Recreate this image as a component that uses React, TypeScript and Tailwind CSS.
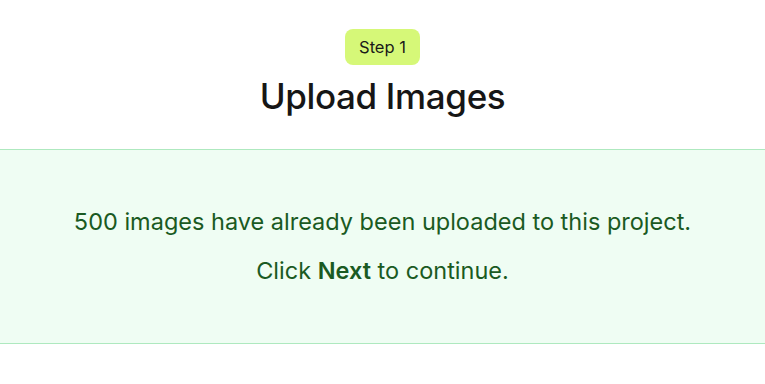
export default function App() {
  return (
    <div
      className="w-full min-h-screen bg-white flex flex-col"
      style={{ fontFamily: 'Inter, "Noto Sans", sans-serif' }}
    >
      <div className="flex flex-col items-center pt-[29px] pb-[31px]">
        <span className="rounded-lg bg-[#d6f878] px-[14px] h-9 flex items-center text-[16.5px] text-[#1a1a1a]">
          Step 1
        </span>
        <h1 className="mt-[9px] text-[35px] leading-[44px] font-medium tracking-[-0.01em] text-[#161616]">
          Upload Images
        </h1>
      </div>
      <div className="h-[195px] border-y border-[#aee9bf] bg-[#effdf3] flex flex-col items-center justify-center gap-[17px] text-[23.5px] leading-[32px] text-[#1a5a22]">
        <p>500 images have already been uploaded to this project.</p>
        <p>
          Click <span className="font-semibold">Next</span> to continue.
        </p>
      </div>
    </div>
  );
}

To be done:
From the listing, extract all text exactly as given and drop any picture.

Output below:
Recreate this image as a component that uses React, TypeScript and Tailwind CSS.
export default function App() {
  return (
    <div
      className="w-full min-h-screen bg-white flex flex-col"
      style={{ fontFamily: 'Inter, "Noto Sans", sans-serif' }}
    >
      <div className="flex flex-col items-center pt-[29px] pb-[31px]">
        <span className="rounded-lg bg-[#d6f878] px-[14px] h-9 flex items-center text-[16.5px] text-[#1a1a1a]">
          Step 1
        </span>
        <h1 className="mt-[9px] text-[35px] leading-[44px] font-medium tracking-[-0.01em] text-[#161616]">
          Upload Images
        </h1>
      </div>
      <div className="h-[195px] border-y border-[#aee9bf] bg-[#effdf3] flex flex-col items-center justify-center gap-[17px] text-[23.5px] leading-[32px] text-[#1a5a22]">
        <p>500 images have already been uploaded to this project.</p>
        <p>
          Click <span className="font-semibold">Next</span> to continue.
        </p>
      </div>
    </div>
  );
}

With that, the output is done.